* Data excerpt
+--

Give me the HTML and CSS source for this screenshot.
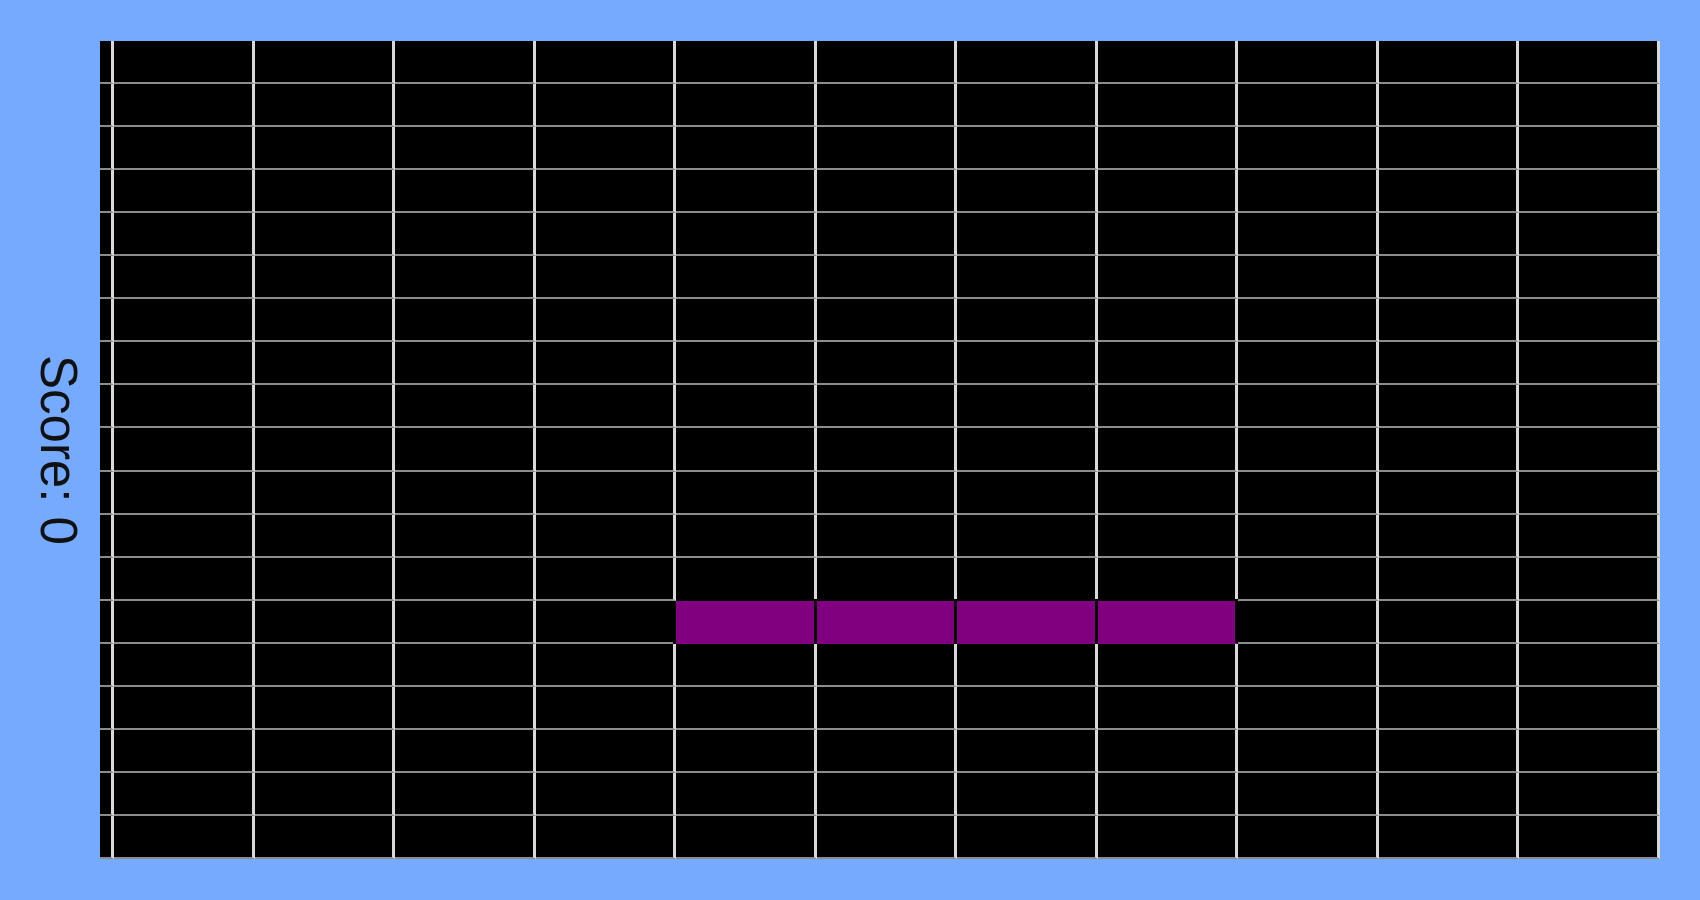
FILE: index.html
```html
<!DOCTYPE html>
<html lang="en">
<head>
    <meta charset="UTF-8">
    <meta name="viewport" content="width=device-width, initial-scale=1.0">
    <title>Snake</title>
    <link rel="stylesheet" href="styles.css">
</head>
<body>
    <div id="game">
        <div id="score-panel">
            <span id="score">Score: 0</span>
        </div>
        <div id="board">
            <!-- cells are built by the script -->
        </div>
    </div>

    <script>
        const COLS = 12;
        const ROWS = 19;
        const board = document.getElementById('board');
        const cells = [];

        for (let i = 0; i < COLS * ROWS; i++) {
            const cell = document.createElement('div');
            cell.className = 'cell';
            board.appendChild(cell);
            cells.push(cell);
        }

        // starting snake, head on the right
        const snake = [
            { x: 5, y: 13 },
            { x: 6, y: 13 },
            { x: 7, y: 13 },
            { x: 8, y: 13 }
        ];

        function draw() {
            cells.forEach(cell => cell.classList.remove('snake'));
            snake.forEach(part => {
                cells[part.y * COLS + part.x].classList.add('snake');
            });
        }

        let score = 0;
        document.getElementById('score').textContent = 'Score: ' + score;
        draw();
    </script>
</body>
</html>
```

FILE: styles.css
```css
body {
    margin: 0;
    background-color: #75aaff;
    font-family: "Liberation Sans", Arial, sans-serif;
    color: #111;
}
#game {
    display: flex;
    height: 900px;
    padding: 41px 40px 41px 0;
    box-sizing: border-box;
}
#score-panel {
    flex: 0 0 100px;
    display: flex;
    align-items: center;
    justify-content: center;
    padding-left: 17px;
    box-sizing: border-box;
}
#score {
    writing-mode: vertical-rl;
    font-size: 51px;
    white-space: nowrap;
}
#board {
    flex: 0 0 1560px;
    display: grid;
    grid-template-columns: 14px repeat(11, 1fr);
    grid-template-rows: repeat(19, 1fr);
    background-color: #000;
}
.cell {
    border-right: 3px solid #d9d9d9;
    border-bottom: 2px solid #8c8c8c;
}
.cell.snake {
    background-color: #800080;
    border-right-color: #000;
    border-bottom-color: #800080;
    box-shadow: 0 -2px 0 #000, -3px 0 0 #000;
}
```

+--

Return the listing above word for word, with the pictures removed.

Give me the HTML and CSS source for this screenshot.
FILE: index.html
```html
<!DOCTYPE html>
<html lang="en">
<head>
    <meta charset="UTF-8">
    <meta name="viewport" content="width=device-width, initial-scale=1.0">
    <title>Snake</title>
    <link rel="stylesheet" href="styles.css">
</head>
<body>
    <div id="game">
        <div id="score-panel">
            <span id="score">Score: 0</span>
        </div>
        <div id="board">
            <!-- cells are built by the script -->
        </div>
    </div>

    <script>
        const COLS = 12;
        const ROWS = 19;
        const board = document.getElementById('board');
        const cells = [];

        for (let i = 0; i < COLS * ROWS; i++) {
            const cell = document.createElement('div');
            cell.className = 'cell';
            board.appendChild(cell);
            cells.push(cell);
        }

        // starting snake, head on the right
        const snake = [
            { x: 5, y: 13 },
            { x: 6, y: 13 },
            { x: 7, y: 13 },
            { x: 8, y: 13 }
        ];

        function draw() {
            cells.forEach(cell => cell.classList.remove('snake'));
            snake.forEach(part => {
                cells[part.y * COLS + part.x].classList.add('snake');
            });
        }

        let score = 0;
        document.getElementById('score').textContent = 'Score: ' + score;
        draw();
    </script>
</body>
</html>
```

FILE: styles.css
```css
body {
    margin: 0;
    background-color: #75aaff;
    font-family: "Liberation Sans", Arial, sans-serif;
    color: #111;
}
#game {
    display: flex;
    height: 900px;
    padding: 41px 40px 41px 0;
    box-sizing: border-box;
}
#score-panel {
    flex: 0 0 100px;
    display: flex;
    align-items: center;
    justify-content: center;
    padding-left: 17px;
    box-sizing: border-box;
}
#score {
    writing-mode: vertical-rl;
    font-size: 51px;
    white-space: nowrap;
}
#board {
    flex: 0 0 1560px;
    display: grid;
    grid-template-columns: 14px repeat(11, 1fr);
    grid-template-rows: repeat(19, 1fr);
    background-color: #000;
}
.cell {
    border-right: 3px solid #d9d9d9;
    border-bottom: 2px solid #8c8c8c;
}
.cell.snake {
    background-color: #800080;
    border-right-color: #000;
    border-bottom-color: #800080;
    box-shadow: 0 -2px 0 #000, -3px 0 0 #000;
}
```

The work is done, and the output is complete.